Really, throughout my eight years on the board, I’ve seen these opportunities for students increase, as well as seeing an increase in students who stay in school because they have more choices and things to do that they’re interested in. 

Syracuse University maintains close contact with the local community, hosting programs through the different schools on campus, Syracuse University Fraternity and Sorority Affairs, as well as local volunteer clubs. One affiliate that works closely with students in the Syracuse City School District is Balancing the Books, a volunteer organization through the Whitman School of Management that tutors students at Henninger High School and Huntington Middle School, member schools of Syracuse City School District.  

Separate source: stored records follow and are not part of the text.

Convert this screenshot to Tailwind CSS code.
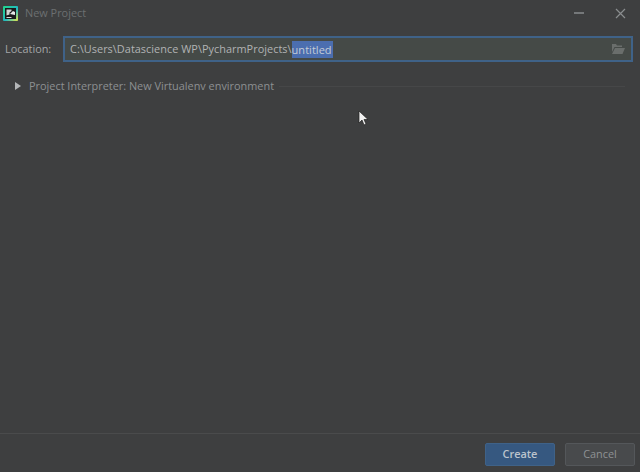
<!DOCTYPE html>
<html lang="en">
<head>
  <meta charset="UTF-8" />
  <title>New Project</title>
  <script src="https://cdn.jsdelivr.net/npm/@tailwindcss/browser@4"></script>
</head>
<body class="bg-[#3e3f40]">
  <div class="relative w-[640px] h-[472px] overflow-hidden flex flex-col bg-[#3e3f40] font-['Open_Sans','Liberation_Sans',sans-serif] text-[10.9px] text-[#a9abad]">

    <!-- title bar -->
    <div class="h-[26px] flex items-center shrink-0">
      <svg class="ml-[3px] mt-[1px] w-[15px] h-[15px]" viewBox="0 0 15 15">
        <defs>
          <linearGradient id="pc" x1="0" y1="0" x2="1" y2="1">
            <stop offset="0" stop-color="#21d789" />
            <stop offset="0.55" stop-color="#21b8c0" />
            <stop offset="1" stop-color="#e8e84a" />
          </linearGradient>
        </defs>
        <rect width="15" height="15" rx="1" fill="url(#pc)" />
        <rect x="2" y="2" width="11" height="11" fill="#1a1a1a" />
        <path d="M3.500 3.500h5v1.500l-2 1.500v2l-3 1z" fill="#cfd2d0" />
        <path d="M7 8l3-3 2 1v3z" fill="#e8e8e8" />
        <rect x="3.500" y="11" width="5" height="1" fill="#d8d8d8" />
      </svg>
      <span class="ml-[7px] text-[#6c6f71]">New Project</span>
      <div class="ml-auto flex items-center">
        <div class="w-[10px] h-[2px] bg-[#75787a] mr-[31px]"></div>
        <svg class="w-[11px] h-[11px] mr-[14px]" viewBox="0 0 11 11" fill="none" stroke="#8a8d8f" stroke-width="1.2">
          <path d="M1 1l9 9M10 1l-9 9" />
        </svg>
      </div>
    </div>

    <!-- location -->
    <div class="mt-[10px] flex items-center pl-[5px] pr-[7px] shrink-0">
      <span class="w-[58px] text-[#a4a6a8]">Location:</span>
      <div class="flex-1 h-[26px] flex items-center pl-[5px] pr-[6px] border-2 border-[#3f6288] bg-[#454a47] tracking-[0.03px]">
        <span class="text-[#b1b3b4]">C:\Users\Datascience WP\PycharmProjects\</span><span class="bg-[#4b6eaf] text-[#c4cbd6] leading-[17px] text-[11px] pr-px">untitled</span>
        <svg class="ml-auto w-[14px] h-[12px]" viewBox="0 0 14 12" fill="#6a6e6c">
          <path d="M1 1h4l1 1.500h5v1.500H3.500L1 9z" />
          <path d="M4 5h10l-2.500 6H1z" />
        </svg>
      </div>
    </div>

    <!-- interpreter -->
    <div class="mt-[16px] flex items-center pl-[15px] pr-[15px] h-[16px] shrink-0">
      <svg class="w-[6px] h-[8px]" viewBox="0 0 6 8" fill="#b4b6b8"><path d="M0 0l6 4-6 4z" /></svg>
      <span class="ml-[8px] text-[#8d9092] whitespace-nowrap">Project Interpreter: New Virtualenv environment</span>
      <div class="ml-[5px] flex-1 h-px bg-[#464748]"></div>
    </div>

    <div class="flex-1"></div>

    <!-- footer -->
    <div class="h-[39px] shrink-0 border-t border-[#4a4b4c] flex items-start justify-end pt-[9px] pr-[5px] gap-[10px]">
      <div class="w-[70px] h-[23px] flex items-center justify-center rounded-[2px] border border-[#3f6288] bg-[#365880] font-semibold text-[#bcc4cd]">Create</div>
      <div class="w-[70px] h-[23px] flex items-center justify-center rounded-[2px] border border-[#54575a] bg-[#484a4c] text-[#8f9294]">Cancel</div>
    </div>

    <!-- mouse pointer -->
    <svg class="absolute left-[358px] top-[110px] w-[10px] h-[16px]" viewBox="0 0 10 16">
      <path d="M1 1v12l3-3 2 5 2-1-2-4.500h4z" fill="#f2f2f2" stroke="#202020" stroke-width="0.7" />
    </svg>
  </div>
</body>
</html>
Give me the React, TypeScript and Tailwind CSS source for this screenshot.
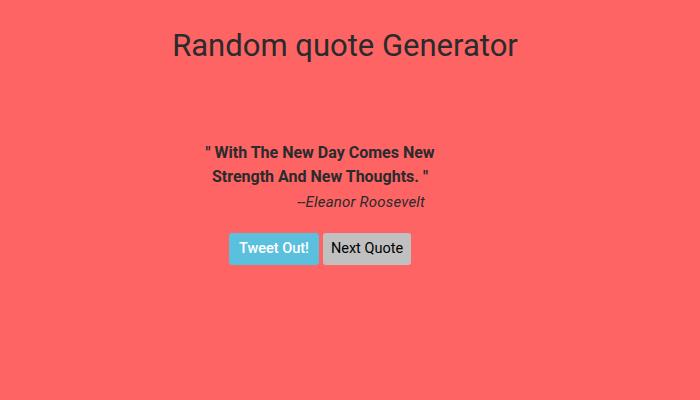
export default function App() {
  return (
    <div className="w-[700px] h-[400px] bg-[#fe6464] text-[#292b2c] flex flex-col items-center" style={{ fontFamily: "Roboto, 'Helvetica Neue', Arial, sans-serif" }}>
      <h1 className="mt-[27px] ml-[-10px] text-[31px] leading-[38px] font-normal">Random quote Generator</h1>
      <div className="mt-[76px] w-[250px] mr-[60px] flex flex-col">
        <p className="text-[16px] leading-[24px] font-bold text-center">" With The New Day Comes New Strength And New Thoughts. "</p>
        <p className="text-[15px] leading-[22px] italic text-right pr-[20px] mt-[2px] tracking-[0.2px]">--Eleanor Roosevelt</p>
      </div>
      <div className="mt-[20px] mr-[60px] flex gap-[4px]">
        <button className="h-[32px] w-[90px] rounded-[3px] bg-[#5bc0de] text-white text-[14.5px] font-medium">Tweet Out!</button>
        <button className="h-[32px] w-[88px] rounded-[3px] bg-[#c0c0c0] text-black text-[14.5px]">Next Quote</button>
      </div>
    </div>
  );
}
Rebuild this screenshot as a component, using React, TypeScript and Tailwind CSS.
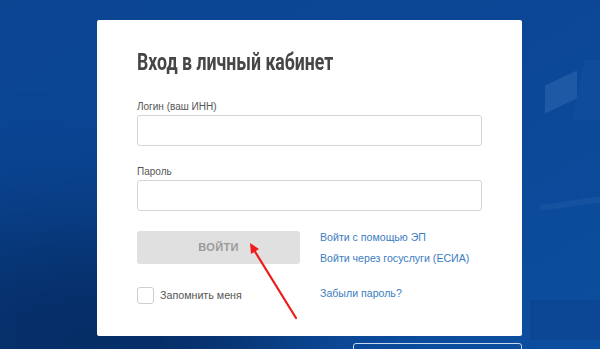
import React from 'react';

const Background: React.FC = () => (
  <div className="absolute inset-0 pointer-events-none">
    <div className="absolute -left-24 top-[230px] w-[380px] h-[220px] rounded-full bg-[#03214f] opacity-70 blur-3xl" />
    <div className="absolute left-[545px] top-[78px] w-[32px] h-[28px] bg-[#3d74b9] opacity-40 -skew-y-[25deg]" />
    <div className="absolute left-[578px] top-[60px] w-[30px] h-[60px] bg-[#1a57a4] opacity-30 -skew-x-[12deg]" />
    <div className="absolute left-[540px] top-[200px] w-[70px] h-[6px] bg-[#2a63ab] opacity-30 -rotate-[8deg]" />
    <div className="absolute left-[530px] top-[300px] w-[70px] h-[40px] bg-[#0a3f86] opacity-40" />
  </div>
);

const Arrow: React.FC = () => (
  <svg className="absolute left-0 top-0 pointer-events-none" width="600" height="349">
    <line x1="296" y1="318" x2="254" y2="250" stroke="#ee1c1c" strokeWidth="2.2" strokeLinecap="round" />
    <polygon points="250,243 259,249 251,254" fill="#ee1c1c" />
  </svg>
);

const App: React.FC = () => {
  return (
    <div className="relative w-[600px] h-[349px] overflow-hidden bg-gradient-to-br from-[#0b4592] via-[#0b4796] to-[#0c4e9f] font-['Liberation_Sans',Arial,sans-serif]">
      <Background />
      <div className="relative flex flex-col pl-[97px] pt-[20px]">
        {/* Card */}
        <div className="w-[425px] h-[316px] bg-white rounded-[2px] px-[40px] pt-[29px]">
          <h1 className="h-[28px] whitespace-nowrap">
            <span className="inline-block origin-left scale-x-[0.77] text-[23px] leading-[28px] font-bold text-[#464646] font-['Roboto',sans-serif]">
              Вход в личный кабинет
            </span>
          </h1>

          <div className="mt-[24px] text-[10px] leading-[12px] text-[#555]">Логин (ваш ИНН)</div>
          <input className="mt-[2px] block w-[345px] h-[31px] border border-[#d6d6d6] rounded-[3px] outline-none" />

          <div className="mt-[20px] text-[10px] leading-[12px] text-[#555]">Пароль</div>
          <input type="password" className="mt-[2px] block w-[345px] h-[31px] border border-[#d6d6d6] rounded-[3px] outline-none" />

          <div className="mt-[20px] flex">
            <div className="w-[163px]">
              <button className="w-[163px] h-[33px] bg-[#e0e0e0] rounded-[3px] text-[11px] font-bold text-[#9a9a9a] tracking-[0.3px]">
                ВОЙТИ
              </button>
              <label className="mt-[23px] flex items-center gap-[6px]">
                <span className="w-[17px] h-[17px] border border-[#cfcfcf] rounded-[3px] bg-white" />
                <span className="text-[10.7px] text-[#555]">Запомнить меня</span>
              </label>
            </div>
            <div className="ml-[20px] flex flex-col text-[10.6px] text-[#3b7dc0] leading-[13px]">
              <a>Войти с помощью ЭП</a>
              <a className="mt-[8px]">Войти через госуслуги (ЕСИА)</a>
              <a className="mt-[22px]">Забыли пароль?</a>
            </div>
          </div>
        </div>
        {/* bottom box */}
        <div className="ml-[256px] mt-[7px] w-[169px] h-[20px] border border-[#c9d8ee] rounded-[3px]" />
      </div>
      <Arrow />
    </div>
  );
};

export default App;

Additional Career and Technology Education (CTE) programs are available at Corcoran High School and the Public Service Leadership Academy at Fowler. 

Related to New York Governor Kathy Hochul’s education funding she pledged earlier this year, has that made its way to the district yet?

KS: We feel as a district — especially with our representatives, state senators, and state assembly people — very fortunate because they are really fierce advocates for making sure that we get the funding that we ask for. Luckily, we have a governor who is hearing them. What happens is that we will get the actual money in March, but we can plan on how to use it now. We know what we’re getting. That has certainly contributed to being able to expand our career and technical education programs and lots of other ways to make sure that students and families are engaged. We will take that money and immediately use it. 

What do you feel is your greatest accomplishment personally during your term and your time on the board?

KS: Oh, that’s a good question. I don’t know if I have just one, but I definitely think about everything we were able to accomplish during COVID-19. We made sure that all students had a device if they needed it and that all students had a hotspot if they needed it. Obviously, the board didn’t do any of those things, but we were willing to meet on a minute’s notice and change things around, really to be flexible as everybody was. But also that we came together to really support what the district wanted to do for students. That’s definitely an accomplishment because COVID-19 was unexpected, and we had to change the way we did everything.  

I was also very focused at the beginning of my term on equity, especially among the schools that have a selection process. We have a couple of schools, like our elementary schools and Montessori schools, that have a process where there ends up being more students that want to go there than can. It really wasn’t equitable when I first got on the board, and parents who had more capital and were more able to call and advocate for their children got the seats. I worked really hard, and it’s very equitable now. 

Now that your term is up, do you have any specific plans? Are you staying local or trying something new?

KS: I’m still working in education. I work for a non-profit. I teach teachers how to teach reading. I teach them about the science of reading, and it has become increasingly busy. I travel a ton. I’m just going to continue to focus on that job, which I love!